## Written task
Extract all lines that hold "index" from the records below.
● ● ●
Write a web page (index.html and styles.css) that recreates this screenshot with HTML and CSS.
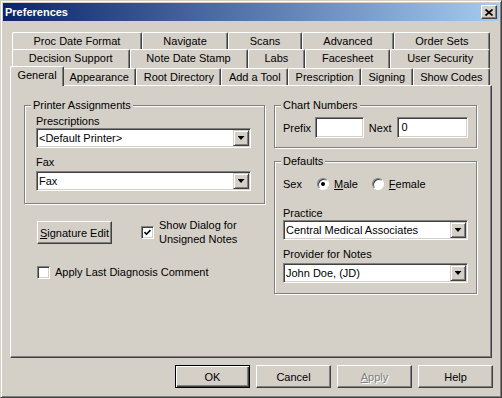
FILE: index.html
```html
<!DOCTYPE html>
<html>
<head>
    <meta charset="utf-8" />
    <title>Preferences</title>
    <link rel="stylesheet" href="styles.css">
</head>
<body>
    <div class="window">
        <div class="titlebar">
            <span class="title">Preferences</span>
            <span class="close">
                <svg width="8" height="7" viewBox="0 0 8 7"><path d="M0.5 0.5 L7.5 6.5 M7.5 0.5 L0.5 6.5" stroke="#000" stroke-width="1.7" fill="none" /></svg>
            </span>
        </div>
        <div class="client">
            <div class="tabs">
                <div class="tab-row">
                    <div class="tab">Proc Date Format</div>
                    <div class="tab">Navigate</div>
                    <div class="tab">Scans</div>
                    <div class="tab">Advanced</div>
                    <div class="tab">Order Sets</div>
                </div>
                <div class="tab-row">
                    <div class="tab">Decision Support</div>
                    <div class="tab">Note Date Stamp</div>
                    <div class="tab">Labs</div>
                    <div class="tab">Facesheet</div>
                    <div class="tab">User Security</div>
                </div>
                <div class="tab-row front">
                    <div class="tab active">General</div>
                    <div class="tab">Appearance</div>
                    <div class="tab">Root Directory</div>
                    <div class="tab">Add a Tool</div>
                    <div class="tab">Prescription</div>
                    <div class="tab">Signing</div>
                    <div class="tab">Show Codes</div>
                </div>
            </div>

            <div class="panel">
                <div class="col">
                    <div class="group">
                        <div class="group-title">Printer Assignments</div>
                        <div class="group-body printer">
                            <div class="label">Prescriptions</div>
                            <div class="combo"><span class="combo-text">&lt;Default Printer&gt;</span><span class="combo-btn"><span class="arrow"></span></span></div>
                            <div class="label second">Fax</div>
                            <div class="combo lower"><span class="combo-text">Fax</span><span class="combo-btn"><span class="arrow"></span></span></div>
                        </div>
                    </div>

                    <div class="sig-row">
                        <button class="btn"><span><u>S</u>ignature Edit</span></button>
                        <span class="check checked sig-check">
                            <svg width="7" height="7" viewBox="0 0 7 7"><path d="M0.5 3 L2.5 5.2 L6.5 1" stroke="#000" stroke-width="1.6" fill="none" /></svg>
                        </span>
                        <span class="check-text">Show Dialog for<br>Unsigned Notes</span>
                    </div>

                    <div class="apply-row">
                        <span class="check"></span>
                        <span class="apply-text">Apply Last Diagnosis Comment</span>
                    </div>
                </div>

                <div class="col">
                    <div class="group">
                        <div class="group-title">Chart Numbers</div>
                        <div class="group-body chart">
                            <div class="chart-row">
                                <span>Prefix</span>
                                <span class="field prefix"></span>
                                <span class="next-label">Next</span>
                                <span class="field next">0</span>
                            </div>
                        </div>
                    </div>

                    <div class="group defaults">
                        <div class="group-title">Defaults</div>
                        <div class="group-body right">
                            <div class="sex-row">
                                <span class="sex-label">Sex</span>
                                <span class="radio on"></span>
                                <span class="radio-text"><u>M</u>ale</span>
                                <span class="radio female"></span>
                                <span class="radio-text"><u>F</u>emale</span>
                            </div>
                            <div class="label practice">Practice</div>
                            <div class="combo"><span class="combo-text">Central Medical Associates</span><span class="combo-btn"><span class="arrow"></span></span></div>
                            <div class="label second">Provider for Notes</div>
                            <div class="combo lower"><span class="combo-text">John Doe, (JD)</span><span class="combo-btn"><span class="arrow"></span></span></div>
                        </div>
                    </div>
                </div>
            </div>

            <div class="buttons">
                <button class="btn default">OK</button>
                <button class="btn">Cancel</button>
                <button class="btn disabled"><span><u>A</u>pply</span></button>
                <button class="btn">Help</button>
            </div>
        </div>
    </div>
</body>
</html>
```

FILE: styles.css
```css
* {
    box-sizing: border-box;
}

html, body {
    margin: 0;
    background-color: #d4d0c8;
    font-family: "Liberation Sans", Arial, sans-serif;
    font-size: 11px;
    color: #000;
}

.window {
    width: 502px;
    height: 398px;
    padding: 2px;
    border: 1px solid;
    border-color: #d4d0c8 #404040 #404040 #d4d0c8;
    box-shadow: inset 1px 1px #fff, inset -1px -1px #808080;
    background-color: #d4d0c8;
}

.titlebar {
    height: 18px;
    display: flex;
    align-items: center;
    justify-content: space-between;
    padding: 0 2px;
    background: linear-gradient(to right, #0a246a, #a6caf0);
}

.title {
    color: #fff;
    font-weight: bold;
    line-height: 18px;
}

.close {
    width: 16px;
    height: 14px;
    display: flex;
    align-items: center;
    justify-content: center;
    background-color: #d4d0c8;
    border: 1px solid;
    border-color: #fff #404040 #404040 #fff;
    box-shadow: inset -1px -1px #808080;
}

.client {
    padding: 11px 7px 0 7px;
}

/* tabs */
.tabs {
    padding: 0 2px;
}

.tab-row {
    display: flex;
    height: 17px;
}

.tab {
    flex: 1 1 auto;
    height: 19px;
    padding: 0 4px;
    border: 1px solid;
    border-bottom: 0;
    border-color: #fff #404040 #404040 #fff;
    border-radius: 2px 2px 0 0;
    box-shadow: inset -1px 0 #808080;
    background-color: #d4d0c8;
    text-align: center;
    line-height: 16px;
    white-space: nowrap;
}

.front {
    height: 19px;
}

.front .tab {
    margin-top: 2px;
    height: 17px;
}

.front .tab.active {
    position: relative;
    z-index: 1;
    margin: 0 -2px;
    height: 20px;
}

.panel {
    height: 273px;
    display: grid;
    grid-template-columns: 241px 203px;
    column-gap: 9px;
    align-content: start;
    padding: 19px 0 0 13px;
    border: 1px solid;
    border-color: #fff #404040 #404040 #fff;
    box-shadow: inset -1px -1px #808080;
}

/* group boxes */
.group {
    border: 1px solid #808080;
    box-shadow: inset 1px 1px #fff, 1px 1px #fff;
}

.group-title {
    width: max-content;
    margin: -7px 0 0 6px;
    padding: 0 2px;
    line-height: 13px;
    background-color: #d4d0c8;
}

.printer {
    padding: 0 13px 12px 11px;
}

.chart {
    padding: 0 8px 9px 8px;
}

.right {
    padding: 0 8px 10px 8px;
}

.label {
    margin-top: 3px;
    line-height: 13px;
}

.label.second {
    margin-top: 8px;
}

.label.practice {
    margin-top: 16px;
}

.combo {
    display: flex;
    height: 20px;
    padding: 1px;
    background-color: #fff;
    border: 1px solid;
    border-color: #808080 #fff #fff #808080;
    box-shadow: inset 1px 1px #404040, inset -1px -1px #d4d0c8;
}

.combo.lower {
    margin-top: 2px;
}

.combo-text {
    flex: 1;
    padding-left: 1px;
    line-height: 16px;
    white-space: nowrap;
}

.combo-btn {
    width: 16px;
    height: 16px;
    display: flex;
    align-items: center;
    justify-content: center;
    background-color: #d4d0c8;
    border: 1px solid;
    border-color: #d4d0c8 #404040 #404040 #d4d0c8;
    box-shadow: inset 1px 1px #fff, inset -1px -1px #808080;
}

.arrow {
    width: 7px;
    height: 4px;
    background-color: #000;
    clip-path: polygon(0 0, 100% 0, 50% 100%);
}

.field {
    height: 21px;
    padding: 1px 3px;
    line-height: 17px;
    background-color: #fff;
    border: 1px solid;
    border-color: #808080 #fff #fff #808080;
    box-shadow: inset 1px 1px #404040, inset -1px -1px #d4d0c8;
}

.chart-row {
    display: flex;
    align-items: center;
    margin-top: 5px;
}

.prefix {
    width: 49px;
    margin-left: 4px;
}

.next-label {
    margin-left: 5px;
}

.next {
    width: 71px;
    margin-left: 6px;
}

.defaults {
    margin-top: 13px;
}

.sex-row {
    display: flex;
    align-items: center;
    height: 14px;
    margin-top: 9px;
}

.sex-label {
    width: 34px;
}

.radio {
    width: 12px;
    height: 12px;
    display: flex;
    align-items: center;
    justify-content: center;
    border-radius: 50%;
    background-color: #fff;
    border: 1px solid;
    border-color: #808080 #fff #fff #808080;
    box-shadow: inset 1px 1px #404040;
}

.radio.on::after {
    content: "";
    width: 4px;
    height: 4px;
    border-radius: 50%;
    background-color: #000;
}

.radio.female {
    margin-left: 14px;
}

.radio-text {
    margin-left: 5px;
}

/* check boxes and buttons */
.check {
    width: 13px;
    height: 13px;
    display: flex;
    align-items: center;
    justify-content: center;
    flex-shrink: 0;
    background-color: #fff;
    border: 1px solid;
    border-color: #808080 #fff #fff #808080;
    box-shadow: inset 1px 1px #404040, inset -1px -1px #d4d0c8;
}

.sig-row {
    display: flex;
    align-items: flex-start;
    margin: 17px 0 0 13px;
}

.sig-check {
    margin: 5px 0 0 29px;
}

.check-text {
    margin: -3px 0 0 5px;
    line-height: 14px;
}

.apply-row {
    display: flex;
    align-items: center;
    margin: 19px 0 0 13px;
}

.apply-text {
    margin-left: 5px;
    line-height: 14px;
}

.btn {
    width: 75px;
    height: 23px;
    padding: 0;
    font-family: "Liberation Sans", Arial, sans-serif;
    font-size: 11px;
    color: #000;
    background-color: #d4d0c8;
    border: 1px solid;
    border-color: #fff #404040 #404040 #fff;
    box-shadow: inset -1px -1px #808080;
}

.btn.default {
    border-color: #000;
    box-shadow: inset 1px 1px #fff, inset -1px -1px #404040, inset -2px -2px #808080;
}

.btn.disabled {
    color: #808080;
    text-shadow: 1px 1px #fff;
}

.buttons {
    display: flex;
    justify-content: flex-end;
    gap: 6px;
    margin: 7px -1px 0 0;
}
```
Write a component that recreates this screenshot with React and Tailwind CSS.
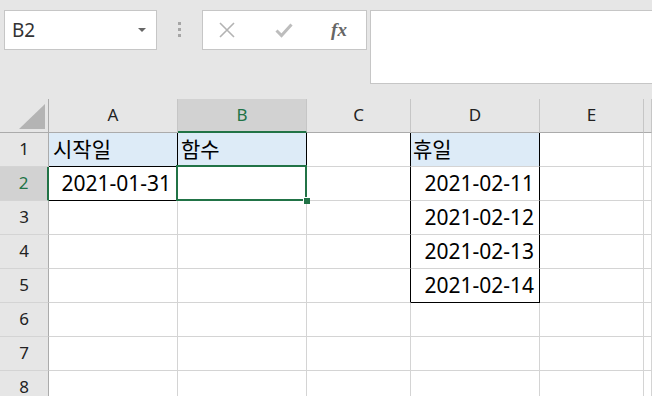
import React from "react";

const cols = ["A", "B", "C", "D", "E", ""];

function Cell({ children, className = "", inner = null }) {
  return (
    <div className={"relative box-border h-[34px] border-b border-r border-[#d4d4d4] flex items-center " + className}>
      {children}
      {inner}
    </div>
  );
}

export default function App() {
  const font = { fontFamily: '"Noto Sans", "Noto Sans CJK KR", sans-serif' };
  const rows = [1, 2, 3, 4, 5, 6, 7, 8];
  const dDates = { 2: "2021-02-11", 3: "2021-02-12", 4: "2021-02-13", 5: "2021-02-14" };

  return (
    <div className="w-[652px] h-[396px] overflow-hidden bg-white text-black" style={font}>
      {/* top toolbar */}
      <div className="h-[99px] bg-[#e6e6e6] flex items-start pt-[10px] pl-[4px]">
        <div className="w-[153px] h-[40px] box-border bg-white border border-[#c6c6c6] flex items-center pl-[7px] pr-[10px] justify-between">
          <span className="text-[19px] text-[#333]" style={{ fontFamily: '"Noto Sans", sans-serif' }}>B2</span>
          <svg width="8" height="5" viewBox="0 0 8 5"><path d="M0 0h8L4 4z" fill="#666" /></svg>
        </div>
        <div className="w-[45px] h-[40px] flex flex-col items-center justify-center gap-[3px] pb-[1px]">
          <div className="w-[3px] h-[3px] bg-[#a6a6a6]" />
          <div className="w-[3px] h-[3px] bg-[#a6a6a6]" />
          <div className="w-[3px] h-[3px] bg-[#a6a6a6]" />
        </div>
        <div className="w-[165px] h-[40px] box-border bg-white border border-[#c6c6c6] flex items-center">
          <div className="w-[48px] flex justify-center">
            <svg width="16" height="16" viewBox="0 0 16 16"><path d="M1 1L15 15M15 1L1 15" stroke="#b3b3b3" strokeWidth="1.6" /></svg>
          </div>
          <div className="w-[66px] flex justify-center">
            <svg width="18" height="16" viewBox="0 0 18 16"><path d="M1.5 8.5L6.5 13.5L16.5 2.5" stroke="#bdbdbd" strokeWidth="3" fill="none" /></svg>
          </div>
          <div className="w-[44px] flex justify-center">
            <span className="text-[19px] italic font-bold text-[#666]" style={{ fontFamily: '"Liberation Serif", serif' }}>fx</span>
          </div>
        </div>
        <div className="ml-[3px] flex-1 h-[74px] box-border bg-white border border-[#c6c6c6] border-r-0" />
      </div>

      {/* grid */}
      <div className="grid grid-cols-[49px_129px_129px_104px_129px_104px_1fr]">
        {/* header row */}
        <div className="box-border h-[34px] bg-[#e6e6e6] border-r border-b border-[#ababab] relative">
          <svg className="absolute left-[19px] top-[5px]" width="26" height="25" viewBox="0 0 26 25"><path d="M26 0V25H0z" fill="#b4b4b4" /></svg>
        </div>
        {cols.map((c, i) => (
          <div
            key={i}
            className={
              "box-border h-[34px] border-r flex items-center justify-center text-[17px] pb-[1px] " +
              (c === "B"
                ? "bg-[#d2d2d2] border-r-[#c6c6c6] border-b-2 border-b-[#217346] text-[#217346]"
                : "bg-[#e6e6e6] border-r-[#c6c6c6] border-b border-b-[#ababab] text-[#222]")
            }
          >
            {c}
          </div>
        ))}

        {rows.map((r) => (
          <React.Fragment key={r}>
            <div
              className={
                "box-border h-[34px] border-b border-[#d4d4d4] flex items-center justify-center text-[17px] pb-[1px] " +
                (r === 2
                  ? "bg-[#d2d2d2] text-[#217346] border-r-2 border-r-[#217346]"
                  : "bg-[#e6e6e6] text-[#222] border-r border-r-[#ababab]")
              }
            >
              {r}
            </div>
            {/* A */}
            <Cell
              className={
                (r === 1 ? "bg-[#ddebf7] border-r-black border-b-black pl-[4px] text-[21px]" : "") +
                (r === 2 ? "border-b-black justify-end pr-[6px] text-[21px]" : "")
              }
            >
              {r === 1 ? "시작일" : r === 2 ? "2021-01-31" : null}
            </Cell>
            {/* B */}
            <Cell
              className={
                (r === 1 ? "bg-[#ddebf7] border-r-black border-b-[#217346] pl-[3px] text-[21px]" : "") +
                (r === 2 ? "border-b-[#217346] border-r-[#217346]" : "")
              }
              inner={
                r === 2 ? (
                  <>
                    <div className="absolute z-10 left-[-2px] top-[-2px] right-[-1px] bottom-[-1px] border-2 border-[#217346]" />
                    <div className="absolute z-20 right-[-4px] bottom-[-4px] w-[7px] h-[7px] bg-[#217346] border-l border-t border-white" />
                  </>
                ) : null
              }
            >
              {r === 1 ? "함수" : null}
            </Cell>
            {/* C */}
            <Cell className={r <= 5 ? "border-r-black" : ""} />
            {/* D */}
            <Cell
              className={
                "border-r-[#d4d4d4] " +
                (r <= 5 ? "border-r-black " : "") +
                (r === 5 ? "border-b-black " : "") +
                (r === 1 ? "bg-[#ddebf7] pl-[2px] text-[21px]" : "") +
                (dDates[r] ? "justify-end pr-[5px] text-[21px]" : "")
              }
            >
              {r === 1 ? "휴일" : dDates[r] || null}
            </Cell>
            {/* E */}
            <Cell />
            {/* F */}
            <Cell />
          </React.Fragment>
        ))}
      </div>
    </div>
  );
}
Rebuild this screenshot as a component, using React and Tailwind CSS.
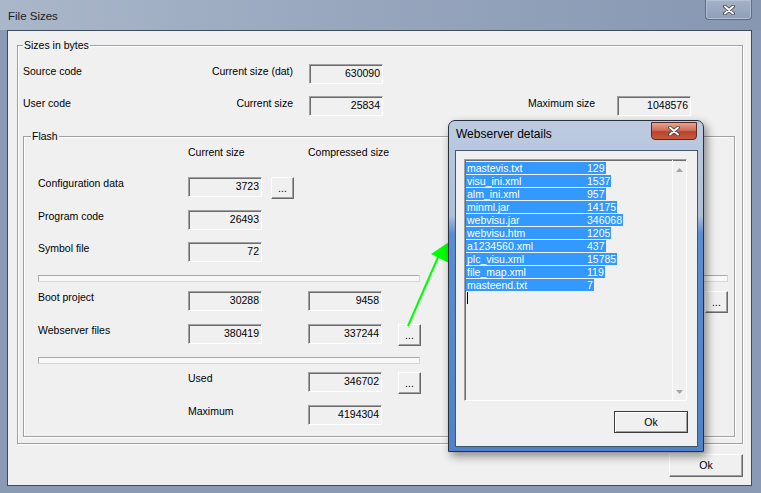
import React from 'react';

const FONT = "font-['Liberation_Sans',Arial,sans-serif]";

const WEB_FILES = [
  ['mastevis.txt', '129'],
  ['visu_ini.xml', '1537'],
  ['alm_ini.xml', '957'],
  ['minml.jar', '14175'],
  ['webvisu.jar', '346068'],
  ['webvisu.htm', '1205'],
  ['a1234560.xml', '437'],
  ['plc_visu.xml', '15785'],
  ['file_map.xml', '119'],
  ['masteend.txt', '7'],
];

const Field = ({ value, className = '' }) => (
  <div
    className={`w-[74px] h-[20px] shrink-0 border border-t-[#a0a0a0] border-l-[#a0a0a0] border-r-white border-b-white bg-[#f0f0f0] shadow-[inset_1px_1px_0_#6d6d6d] pr-[2px] text-right leading-[17px] ${className}`}
  >
    {value}
  </div>
);

const DotsButton = ({ className = '' }) => (
  <div
    className={`w-[23px] h-[22px] shrink-0 border border-t-white border-l-white border-r-[#696969] border-b-[#696969] shadow-[inset_-1px_-1px_0_#a0a0a0] bg-[#f0f0f0] flex items-center justify-center leading-[13px] ${className}`}
  >
    ...
  </div>
);

const Sep = ({ className = '' }) => (
  <div
    className={`h-[7px] shrink-0 border border-[#a8a8a8] border-b-[#d6d6d6] border-r-[#d6d6d6] bg-[#f8f8f8] rounded-[1px] ${className}`}
  />
);

const CloseGlyph = () => (
  <svg width="12" height="10" viewBox="0 0 12 10">
    <path d="M2 1.5 L10 8.5 M10 1.5 L2 8.5" stroke="#3a3a3a" strokeWidth="3.6" strokeLinecap="round" />
    <path d="M2 1.5 L10 8.5 M10 1.5 L2 8.5" stroke="#ffffff" strokeWidth="2" strokeLinecap="round" />
  </svg>
);

export default function App() {
  return (
    <div className={`relative w-[761px] h-[493px] overflow-hidden bg-[#8a9ab5] ${FONT} text-[10.5px] text-black flex flex-col select-none`}>
      {/* Title bar */}
      <div className="h-[30px] shrink-0 flex items-start bg-[linear-gradient(to_right,#aab7ca,#98a7be_45%,#8797b2)]">
        <span className="pl-[8px] pt-[9px] text-[11.5px] leading-[15px] text-[#1b1b1b]">File Sizes</span>
        <div className="ml-auto mr-[9px] w-[47px] h-[20px] border border-t-0 border-[#5f6e86] rounded-b-[4px] shadow-[inset_0_0_0_1px_#b3bfd2] bg-[linear-gradient(to_bottom,#a5b3c8,#8e9eb8)] flex items-center justify-center">
          <CloseGlyph />
        </div>
      </div>

      {/* Client area */}
      <div className="ml-[7px] w-[745px] h-[456px] shrink-0 border border-[#3f4a5c] bg-[#f0f0f0] flex flex-col">
        {/* Sizes in bytes */}
        <div className="relative ml-[9px] mt-[14px] w-[726px] h-[399px] shrink-0 border border-[#a0a0a0] shadow-[1px_1px_0_white,inset_1px_1px_0_white] flex flex-col">
          <span className="absolute -top-[7px] left-[5px] px-[1px] bg-[#f0f0f0] leading-[13px]">Sizes in bytes</span>

          <div className="mt-[18px] ml-[5px] flex items-start">
            <span className="w-[150px] leading-[13px] pt-[1px]">Source code</span>
            <span className="w-[120px] text-right leading-[13px] pt-[1px]">Current size (dat)</span>
            <Field value="630090" className="ml-[16px]" />
          </div>

          <div className="mt-[12px] ml-[5px] flex items-start">
            <span className="w-[150px] leading-[13px] pt-[1px]">User code</span>
            <span className="w-[120px] text-right leading-[13px] pt-[1px]">Current size</span>
            <Field value="25834" className="ml-[16px]" />
            <span className="ml-[145px] w-[89px] leading-[13px] pt-[1px]">Maximum size</span>
            <Field value="1048576" />
          </div>

          {/* Flash */}
          <div className="relative ml-[5px] mt-[20px] w-[712px] h-[301px] shrink-0 border border-[#a0a0a0] shadow-[1px_1px_0_white,inset_1px_1px_0_white] flex">
            <span className="absolute -top-[7px] left-[7px] px-[1px] bg-[#f0f0f0] leading-[13px]">Flash</span>

            <div className="pl-[14px] flex flex-col">
              <div className="mt-[9px] flex leading-[13px]">
                <span className="w-[150px]" />
                <span className="w-[120px]">Current size</span>
                <span>Compressed size</span>
              </div>

              <div className="mt-[18px] flex items-start">
                <span className="w-[150px] leading-[13px]">Configuration data</span>
                <Field value="3723" />
                <DotsButton className="ml-[9px]" />
              </div>

              <div className="mt-[11px] flex items-start">
                <span className="w-[150px] leading-[13px]">Program code</span>
                <Field value="26493" />
              </div>

              <div className="mt-[12px] flex items-start">
                <span className="w-[150px] leading-[13px]">Symbol file</span>
                <Field value="72" />
              </div>

              <Sep className="mt-[13px] w-[382px]" />

              <div className="mt-[9px] flex items-start">
                <span className="w-[150px] leading-[13px]">Boot project</span>
                <Field value="30288" />
                <Field value="9458" className="ml-[46px]" />
              </div>

              <div className="mt-[13px] flex items-start">
                <span className="w-[150px] leading-[13px]">Webserver files</span>
                <Field value="380419" />
                <Field value="337244" className="ml-[46px]" />
                <DotsButton className="ml-[16px]" />
              </div>

              <Sep className="mt-[11px] w-[382px]" />

              <div className="mt-[8px] flex items-start">
                <span className="w-[150px]" />
                <span className="w-[120px] leading-[13px]">Used</span>
                <Field value="346702" />
                <DotsButton className="ml-[16px]" />
              </div>

              <div className="mt-[11px] flex items-start">
                <span className="w-[150px]" />
                <span className="w-[120px] leading-[13px]">Maximum</span>
                <Field value="4194304" />
              </div>
            </div>

            {/* right half of the Flash group (mostly hidden) */}
            <div className="ml-auto mr-[6px] w-[270px] flex flex-col items-end">
              <Sep className="mt-[138px] w-full" />
              <DotsButton className="mt-[9px]" />
            </div>
          </div>
        </div>

        <div className="self-end mr-[8px] mt-[10px] w-[74px] h-[23px] shrink-0 border border-t-white border-l-white border-r-[#696969] border-b-[#696969] shadow-[inset_-1px_-1px_0_#a0a0a0] bg-[#f0f0f0] flex items-center justify-center leading-[13px]">
          Ok
        </div>
      </div>

      {/* green annotation arrow */}
      <svg className="absolute left-0 top-0 pointer-events-none" width="761" height="493" viewBox="0 0 761 493">
        <line x1="408" y1="326" x2="439" y2="255" stroke="#00ff00" strokeWidth="2" />
        <polygon points="431,254 452,240 449,263" fill="#00ff00" />
      </svg>

      {/* Webserver details popup */}
      <div className="absolute left-[448px] top-[120px] w-[256px] h-[332px] border border-[#26303f] rounded-t-[7px] bg-[linear-gradient(to_bottom,#bccbe0_0px,#aebfd8_95px,#5d8dd1_112px,#4f82c8_100%)] shadow-[3px_4px_10px_rgba(0,0,0,0.45)] flex flex-col">
        <div className="h-[29px] shrink-0 flex items-start">
          <span className="pl-[7px] pt-[6px] text-[12px] leading-[15px] text-black">Webserver details</span>
          <div className="ml-auto mr-[6px] mt-[1px] w-[46px] h-[18px] border border-[#5a2a20] rounded-b-[4px] bg-[linear-gradient(to_bottom,#e6a493,#cf6e57_45%,#b8432b_55%,#c65a40)] flex items-center justify-center">
            <CloseGlyph />
          </div>
        </div>

        <div className="ml-[6px] w-[243px] h-[297px] shrink-0 border border-[#45556d] bg-[#f0f0f0] flex flex-col">
          <div className="ml-[8px] mt-[8px] w-[223px] h-[242px] shrink-0 border border-t-[#a0a0a0] border-l-[#a0a0a0] border-r-white border-b-white shadow-[inset_1px_1px_0_#6d6d6d] flex">
            <div className="flex-1 pt-[2px] pl-[1px] flex flex-col">
              {WEB_FILES.map(([name, size]) => (
                <div key={name} className="h-[13px] leading-[13px]">
                  <span className="bg-[#3399ff] text-white pr-[1px]">
                    <span className="inline-block w-[121px] pl-[1px]">{name}</span>
                    {size}
                  </span>
                </div>
              ))}
              <div className="h-[13px] pl-[1px]">
                <div className="w-[1px] h-[12px] bg-black" />
              </div>
            </div>
            <div className="w-[14px] border-l border-l-[#fbfbfb] flex flex-col items-center justify-between pt-[8px] pb-[6px]">
              <svg width="7" height="4" viewBox="0 0 7 4"><polygon points="0,4 7,4 3.5,0" fill="#a6a6a6" /></svg>
              <svg width="7" height="4" viewBox="0 0 7 4"><polygon points="0,0 7,0 3.5,4" fill="#a6a6a6" /></svg>
            </div>
          </div>

          <div className="self-end mr-[9px] mt-[10px] w-[74px] h-[22px] shrink-0 border border-[#3c3c3c] shadow-[inset_1px_1px_0_white,inset_-1px_-1px_0_#a0a0a0] bg-[#f0f0f0] flex items-center justify-center leading-[13px]">
            Ok
          </div>
        </div>
      </div>
    </div>
  );
}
● ● ●
## Answer to the problem
Write a web page (index.html and styles.css) that recreates this screenshot with HTML and CSS.
FILE: index.html
    z-index: 1;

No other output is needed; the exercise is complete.